Finalmente, há maneiras mais vulgares de explicar o mesmo
assunto que talvez sejam um pouco menos repulsivas aos ouvidos de um filósofo
da ciência profissional. Podemos considerar o comprimento das
derivações que conduzem dos princípios de uma teoria à sua linguagem de
observação, e também podemos chamar a atenção para o número de aproximações feitas
no correr de derivação (todas as derivações precisam ser padronizadas para essa
finalidade de modo que se possa julgar o comprimento sem ambigüidades; essa padronização
refere-se à forma da derivação, não se refere ao conteúdo dos
conceitos usados). Um comprimento menor e um número menor de aproximações
pareceriam preferíveis. Não é fácil ver o modo com que se pode compatibilizar
esse requisito com a exigência de simplicidade e generalidade que, segundo
parece, tende a aumentar os dois parâmetros. Seja como for, há muitas maneiras
que nos são franqueadas depois de compreendido e levado a sério o fato da incomensurabilidade.

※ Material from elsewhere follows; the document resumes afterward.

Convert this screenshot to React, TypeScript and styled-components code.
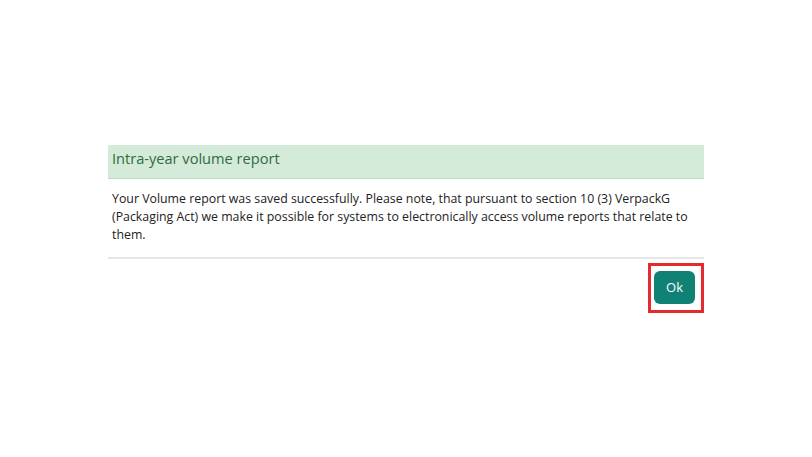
import React from "react";
import styled, { createGlobalStyle } from "styled-components";

const GlobalStyle = createGlobalStyle`
  html, body {
    margin: 0;
    padding: 0;
    background: #ffffff;
    font-family: "Open Sans", "Liberation Sans", sans-serif;
  }
`;

const Page = styled.div`
  width: 100vw;
  height: 457px;
  display: flex;
  align-items: center;
  justify-content: center;
`;

const Dialog = styled.div`
  width: 596px;
  display: flex;
  flex-direction: column;
`;

const Header = styled.div`
  height: 34px;
  box-sizing: border-box;
  display: flex;
  align-items: flex-start;
  padding: 3px 4px 0;
  background: #d4ebd9;
  border-bottom: 1px solid #bcd9c3;
`;

const Title = styled.h2`
  margin: 0;
  font-size: 14.6px;
  line-height: 20px;
  font-weight: 400;
  color: #2e6b40;
`;

const Body = styled.div`
  padding: 11px 4px 13px;
  border-bottom: 2px solid #e6e6e6;
`;

const Paragraph = styled.p`
  margin: 0;
  font-size: 12.35px;
  line-height: 18px;
  color: #222222;
`;

const Footer = styled.div`
  display: flex;
  justify-content: flex-end;
  padding-top: 4px;
`;

const Highlight = styled.div`
  border: 3px solid #e62b2f;
  padding: 5px 6px 6px 3px;
`;

const OkButton = styled.button`
  width: 41px;
  height: 33px;
  border: none;
  border-radius: 6px;
  background: #0f8275;
  color: #ffffff;
  font-family: "Open Sans", "Liberation Sans", sans-serif;
  font-size: 13px;
  cursor: pointer;
`;

export default function App() {
  return (
    <>
      <GlobalStyle />
      <Page>
        <Dialog>
          <Header>
            <Title>Intra-year volume report</Title>
          </Header>
          <Body>
            <Paragraph>
              Your Volume report was saved successfully. Please note, that pursuant to section 10 (3) VerpackG
              (Packaging Act) we make it possible for systems to electronically access volume reports that relate to
              them.
            </Paragraph>
          </Body>
          <Footer>
            <Highlight>
              <OkButton>Ok</OkButton>
            </Highlight>
          </Footer>
        </Dialog>
      </Page>
    </>
  );
}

(15) Comecei mostrando que o método científico, abrandado
por Lakatos, é apenas um ornamento que nos faz esquecer a adoção de uma atitude
de "vale tudo". Considerei então o argumento de que o método das
transferências de problemas, embora talvez se mostre inútil no primeiro mundo,
pode fornecer uma explicação correta do que acontece no terceiro, e talvez nos
permita abrangê-lo com a vista através de "óculos popperianos". A
resposta foi que também há dificuldades no
terceiro mundo e que a tentativa de julgar cosmologias pelo seu conteúdo talvez
tenha de ser posta de lado. Longe de ser indesejável, um desenvolvimento dessa natureza muda a ciência, transformando-a
de amante exigente e severa em atraente e condescendente cortesã, disposta a
antecipar-se a todos os desejos do amante. Claro está que depende de nós a
escolha de um dragão ou de um gatinho por
companheiro. Creio que não preciso explicar minhas preferências.